WORK REQUIRED. Find all lines in the listing that include the word "components", then copy them.

RAW DATA.
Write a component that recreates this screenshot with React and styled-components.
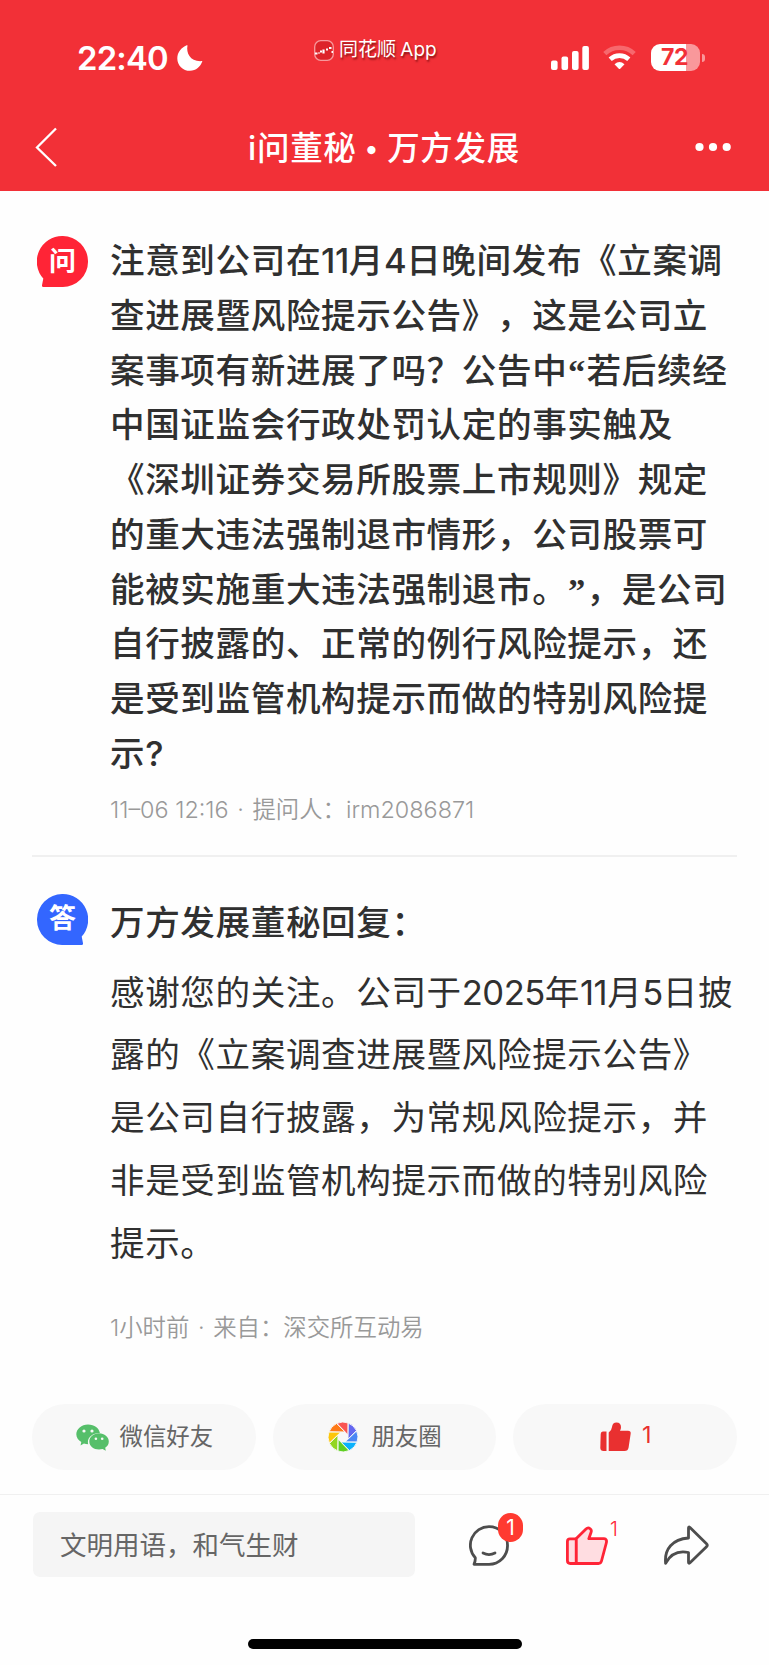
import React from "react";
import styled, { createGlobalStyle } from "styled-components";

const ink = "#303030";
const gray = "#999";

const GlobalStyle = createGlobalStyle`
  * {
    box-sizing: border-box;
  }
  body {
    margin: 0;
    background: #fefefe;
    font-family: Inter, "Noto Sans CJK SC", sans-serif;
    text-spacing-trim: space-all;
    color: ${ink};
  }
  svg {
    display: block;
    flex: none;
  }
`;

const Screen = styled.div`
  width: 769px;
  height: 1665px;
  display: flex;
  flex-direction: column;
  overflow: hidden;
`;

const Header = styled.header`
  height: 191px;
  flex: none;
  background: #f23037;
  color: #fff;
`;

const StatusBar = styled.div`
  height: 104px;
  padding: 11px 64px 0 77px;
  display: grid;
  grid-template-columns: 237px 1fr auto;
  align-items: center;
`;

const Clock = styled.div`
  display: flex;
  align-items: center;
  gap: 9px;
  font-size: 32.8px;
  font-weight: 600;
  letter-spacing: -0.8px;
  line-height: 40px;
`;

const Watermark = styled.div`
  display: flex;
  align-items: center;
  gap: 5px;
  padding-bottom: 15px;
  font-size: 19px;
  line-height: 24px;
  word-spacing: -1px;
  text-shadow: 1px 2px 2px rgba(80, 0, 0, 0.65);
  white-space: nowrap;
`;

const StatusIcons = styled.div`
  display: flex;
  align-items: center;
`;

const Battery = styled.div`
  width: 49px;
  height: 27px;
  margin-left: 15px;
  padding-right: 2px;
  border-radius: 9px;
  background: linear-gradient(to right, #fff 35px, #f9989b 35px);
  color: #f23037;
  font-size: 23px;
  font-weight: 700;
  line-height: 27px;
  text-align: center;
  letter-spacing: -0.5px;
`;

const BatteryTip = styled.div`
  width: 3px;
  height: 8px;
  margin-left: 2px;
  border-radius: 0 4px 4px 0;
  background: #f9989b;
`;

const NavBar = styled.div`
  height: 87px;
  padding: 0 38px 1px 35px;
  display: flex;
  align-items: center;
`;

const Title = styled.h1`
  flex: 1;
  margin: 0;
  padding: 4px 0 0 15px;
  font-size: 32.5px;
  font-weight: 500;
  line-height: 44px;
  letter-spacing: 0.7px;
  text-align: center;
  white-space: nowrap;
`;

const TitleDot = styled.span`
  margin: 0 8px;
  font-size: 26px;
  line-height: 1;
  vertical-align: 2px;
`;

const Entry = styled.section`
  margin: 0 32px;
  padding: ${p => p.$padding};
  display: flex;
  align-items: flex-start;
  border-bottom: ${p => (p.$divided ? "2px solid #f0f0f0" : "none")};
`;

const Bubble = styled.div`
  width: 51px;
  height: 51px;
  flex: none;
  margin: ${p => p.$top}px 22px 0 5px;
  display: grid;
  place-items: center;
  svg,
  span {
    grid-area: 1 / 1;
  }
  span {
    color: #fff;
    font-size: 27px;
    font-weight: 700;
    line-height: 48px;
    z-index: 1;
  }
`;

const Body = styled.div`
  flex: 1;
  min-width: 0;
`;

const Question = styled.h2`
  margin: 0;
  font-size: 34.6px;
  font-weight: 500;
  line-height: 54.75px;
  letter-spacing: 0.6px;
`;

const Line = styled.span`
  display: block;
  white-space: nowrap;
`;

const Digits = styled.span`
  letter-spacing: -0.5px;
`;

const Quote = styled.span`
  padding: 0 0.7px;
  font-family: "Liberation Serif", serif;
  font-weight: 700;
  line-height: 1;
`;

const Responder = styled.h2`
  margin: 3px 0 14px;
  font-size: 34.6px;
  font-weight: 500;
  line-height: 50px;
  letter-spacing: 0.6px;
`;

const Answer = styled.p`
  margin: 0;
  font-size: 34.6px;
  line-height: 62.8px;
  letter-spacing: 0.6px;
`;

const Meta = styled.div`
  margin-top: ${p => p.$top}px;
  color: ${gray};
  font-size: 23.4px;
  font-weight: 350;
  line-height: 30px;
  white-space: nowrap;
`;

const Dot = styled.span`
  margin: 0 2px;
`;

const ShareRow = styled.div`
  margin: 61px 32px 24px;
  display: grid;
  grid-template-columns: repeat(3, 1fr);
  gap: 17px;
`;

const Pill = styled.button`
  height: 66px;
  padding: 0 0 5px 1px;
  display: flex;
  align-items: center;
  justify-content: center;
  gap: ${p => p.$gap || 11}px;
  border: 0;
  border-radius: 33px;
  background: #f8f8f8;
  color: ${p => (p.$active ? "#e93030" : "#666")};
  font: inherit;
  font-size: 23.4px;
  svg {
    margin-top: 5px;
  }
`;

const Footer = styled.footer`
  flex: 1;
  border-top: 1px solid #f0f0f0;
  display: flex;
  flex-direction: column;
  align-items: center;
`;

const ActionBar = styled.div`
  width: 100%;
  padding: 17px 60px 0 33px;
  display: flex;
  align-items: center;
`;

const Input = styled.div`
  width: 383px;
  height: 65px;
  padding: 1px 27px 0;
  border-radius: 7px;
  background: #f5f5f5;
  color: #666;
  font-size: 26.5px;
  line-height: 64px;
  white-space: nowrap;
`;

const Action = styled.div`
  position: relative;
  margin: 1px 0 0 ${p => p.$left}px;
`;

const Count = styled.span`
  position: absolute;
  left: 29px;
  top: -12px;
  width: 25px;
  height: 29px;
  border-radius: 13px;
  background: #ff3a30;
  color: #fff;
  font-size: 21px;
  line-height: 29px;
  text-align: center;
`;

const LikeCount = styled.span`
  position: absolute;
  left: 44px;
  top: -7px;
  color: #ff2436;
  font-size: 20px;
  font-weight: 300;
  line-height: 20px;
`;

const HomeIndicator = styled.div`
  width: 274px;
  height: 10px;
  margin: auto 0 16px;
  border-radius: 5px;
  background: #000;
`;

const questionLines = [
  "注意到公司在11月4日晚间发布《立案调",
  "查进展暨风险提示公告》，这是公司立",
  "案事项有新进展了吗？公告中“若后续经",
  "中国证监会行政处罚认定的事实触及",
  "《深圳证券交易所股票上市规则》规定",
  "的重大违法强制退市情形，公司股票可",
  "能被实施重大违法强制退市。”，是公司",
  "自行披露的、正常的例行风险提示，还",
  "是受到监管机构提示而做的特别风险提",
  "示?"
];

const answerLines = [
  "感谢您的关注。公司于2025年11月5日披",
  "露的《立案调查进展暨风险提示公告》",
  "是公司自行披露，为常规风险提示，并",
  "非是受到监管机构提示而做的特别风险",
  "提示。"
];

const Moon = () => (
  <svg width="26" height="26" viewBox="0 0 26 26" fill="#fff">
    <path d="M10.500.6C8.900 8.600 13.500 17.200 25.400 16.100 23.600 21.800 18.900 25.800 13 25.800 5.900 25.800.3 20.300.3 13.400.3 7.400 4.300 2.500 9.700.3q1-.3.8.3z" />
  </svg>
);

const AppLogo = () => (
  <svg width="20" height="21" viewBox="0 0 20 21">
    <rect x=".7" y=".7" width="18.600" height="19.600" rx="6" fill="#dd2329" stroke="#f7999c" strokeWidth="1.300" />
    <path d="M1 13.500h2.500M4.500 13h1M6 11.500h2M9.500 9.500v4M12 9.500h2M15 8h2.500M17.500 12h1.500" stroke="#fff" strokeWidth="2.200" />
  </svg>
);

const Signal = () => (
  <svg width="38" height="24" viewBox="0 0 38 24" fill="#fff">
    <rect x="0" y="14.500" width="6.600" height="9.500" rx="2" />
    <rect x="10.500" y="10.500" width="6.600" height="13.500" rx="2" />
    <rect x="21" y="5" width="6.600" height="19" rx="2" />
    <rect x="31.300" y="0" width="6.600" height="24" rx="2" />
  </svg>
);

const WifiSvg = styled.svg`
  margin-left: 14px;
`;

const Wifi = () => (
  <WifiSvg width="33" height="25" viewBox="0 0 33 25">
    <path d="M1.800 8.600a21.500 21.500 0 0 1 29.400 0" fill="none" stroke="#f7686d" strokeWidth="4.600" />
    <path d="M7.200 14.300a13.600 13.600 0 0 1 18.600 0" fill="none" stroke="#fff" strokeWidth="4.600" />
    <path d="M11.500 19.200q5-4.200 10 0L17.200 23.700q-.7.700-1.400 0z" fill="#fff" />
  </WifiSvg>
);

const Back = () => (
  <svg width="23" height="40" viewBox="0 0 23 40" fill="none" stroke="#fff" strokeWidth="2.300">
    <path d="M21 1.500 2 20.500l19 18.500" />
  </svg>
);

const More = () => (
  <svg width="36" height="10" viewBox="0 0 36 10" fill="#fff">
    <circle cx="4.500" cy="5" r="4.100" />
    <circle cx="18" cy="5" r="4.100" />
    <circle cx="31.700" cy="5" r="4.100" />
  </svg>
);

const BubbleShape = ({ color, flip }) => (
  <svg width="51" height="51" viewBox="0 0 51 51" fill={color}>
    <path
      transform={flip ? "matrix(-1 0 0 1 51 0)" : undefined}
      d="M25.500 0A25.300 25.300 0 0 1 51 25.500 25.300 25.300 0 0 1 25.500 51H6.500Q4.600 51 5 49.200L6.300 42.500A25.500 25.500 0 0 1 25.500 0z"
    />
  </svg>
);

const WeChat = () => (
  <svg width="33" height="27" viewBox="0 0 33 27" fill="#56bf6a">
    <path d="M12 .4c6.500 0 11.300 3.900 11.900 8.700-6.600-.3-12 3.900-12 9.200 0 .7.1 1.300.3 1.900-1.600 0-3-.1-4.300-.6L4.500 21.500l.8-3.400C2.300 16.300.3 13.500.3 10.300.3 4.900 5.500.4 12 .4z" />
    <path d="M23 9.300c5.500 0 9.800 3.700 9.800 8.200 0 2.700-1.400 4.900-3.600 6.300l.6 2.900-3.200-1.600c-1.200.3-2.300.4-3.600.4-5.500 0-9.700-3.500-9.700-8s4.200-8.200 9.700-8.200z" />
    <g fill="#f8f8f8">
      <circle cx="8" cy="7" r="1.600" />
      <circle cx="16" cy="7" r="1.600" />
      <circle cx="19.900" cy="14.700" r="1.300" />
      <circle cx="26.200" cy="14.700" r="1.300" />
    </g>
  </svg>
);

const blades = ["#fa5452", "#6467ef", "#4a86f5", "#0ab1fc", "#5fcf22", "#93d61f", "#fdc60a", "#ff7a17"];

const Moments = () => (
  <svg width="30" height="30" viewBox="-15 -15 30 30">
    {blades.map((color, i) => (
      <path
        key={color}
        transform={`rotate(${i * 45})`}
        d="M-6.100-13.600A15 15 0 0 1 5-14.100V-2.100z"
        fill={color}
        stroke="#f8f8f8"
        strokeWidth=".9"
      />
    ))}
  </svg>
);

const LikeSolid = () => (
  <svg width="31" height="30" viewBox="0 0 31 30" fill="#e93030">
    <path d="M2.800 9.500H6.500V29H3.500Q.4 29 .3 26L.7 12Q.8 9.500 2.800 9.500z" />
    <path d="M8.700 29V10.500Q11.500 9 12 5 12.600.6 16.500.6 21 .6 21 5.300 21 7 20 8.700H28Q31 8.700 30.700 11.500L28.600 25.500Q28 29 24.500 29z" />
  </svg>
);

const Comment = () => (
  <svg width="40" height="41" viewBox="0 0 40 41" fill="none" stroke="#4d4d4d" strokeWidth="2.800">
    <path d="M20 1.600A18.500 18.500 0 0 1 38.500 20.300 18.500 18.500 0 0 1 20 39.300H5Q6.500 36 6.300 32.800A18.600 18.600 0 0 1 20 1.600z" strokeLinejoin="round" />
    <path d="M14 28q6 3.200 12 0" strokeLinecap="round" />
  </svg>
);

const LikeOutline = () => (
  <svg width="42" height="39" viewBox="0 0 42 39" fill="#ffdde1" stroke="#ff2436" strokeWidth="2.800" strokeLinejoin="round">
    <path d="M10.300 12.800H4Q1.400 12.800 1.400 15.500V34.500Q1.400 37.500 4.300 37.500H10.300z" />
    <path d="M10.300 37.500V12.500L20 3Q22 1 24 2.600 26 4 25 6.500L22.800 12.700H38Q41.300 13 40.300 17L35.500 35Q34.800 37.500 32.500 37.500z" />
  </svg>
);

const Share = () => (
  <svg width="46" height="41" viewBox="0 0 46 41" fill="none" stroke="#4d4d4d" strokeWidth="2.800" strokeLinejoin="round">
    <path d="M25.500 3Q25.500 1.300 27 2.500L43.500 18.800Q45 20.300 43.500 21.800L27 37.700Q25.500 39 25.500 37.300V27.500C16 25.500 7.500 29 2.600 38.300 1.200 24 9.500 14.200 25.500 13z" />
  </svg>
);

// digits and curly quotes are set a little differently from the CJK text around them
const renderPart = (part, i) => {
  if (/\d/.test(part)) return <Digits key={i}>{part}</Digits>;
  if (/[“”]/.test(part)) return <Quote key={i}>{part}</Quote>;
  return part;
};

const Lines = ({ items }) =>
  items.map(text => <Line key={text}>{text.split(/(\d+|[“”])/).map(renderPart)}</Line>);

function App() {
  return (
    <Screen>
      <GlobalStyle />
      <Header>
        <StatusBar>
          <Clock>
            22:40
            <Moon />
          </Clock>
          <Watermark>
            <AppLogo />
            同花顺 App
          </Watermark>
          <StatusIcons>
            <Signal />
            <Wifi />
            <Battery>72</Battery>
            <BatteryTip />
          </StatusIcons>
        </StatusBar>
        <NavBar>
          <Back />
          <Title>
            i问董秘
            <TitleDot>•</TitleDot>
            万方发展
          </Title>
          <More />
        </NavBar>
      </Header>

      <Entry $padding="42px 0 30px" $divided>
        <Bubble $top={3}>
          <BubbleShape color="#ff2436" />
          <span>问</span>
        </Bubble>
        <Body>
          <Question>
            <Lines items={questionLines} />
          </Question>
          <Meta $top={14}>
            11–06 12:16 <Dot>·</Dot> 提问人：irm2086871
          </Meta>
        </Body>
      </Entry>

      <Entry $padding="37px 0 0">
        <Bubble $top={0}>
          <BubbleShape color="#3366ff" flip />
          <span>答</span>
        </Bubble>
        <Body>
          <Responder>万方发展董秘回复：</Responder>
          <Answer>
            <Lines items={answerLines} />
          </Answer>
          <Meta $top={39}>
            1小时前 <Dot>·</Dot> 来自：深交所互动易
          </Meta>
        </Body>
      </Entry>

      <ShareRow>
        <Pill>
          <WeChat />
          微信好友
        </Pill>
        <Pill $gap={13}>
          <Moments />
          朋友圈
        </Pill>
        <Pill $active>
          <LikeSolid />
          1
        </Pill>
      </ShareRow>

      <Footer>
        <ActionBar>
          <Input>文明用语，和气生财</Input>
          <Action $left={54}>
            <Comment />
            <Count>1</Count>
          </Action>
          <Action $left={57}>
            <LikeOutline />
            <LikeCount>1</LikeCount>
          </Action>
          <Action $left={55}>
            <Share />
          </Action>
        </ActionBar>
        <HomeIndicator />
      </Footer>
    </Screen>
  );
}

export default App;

EXERCISE RESPONSE.
Write a component that recreates this screenshot with React and styled-components.
import styled, { createGlobalStyle } from "styled-components";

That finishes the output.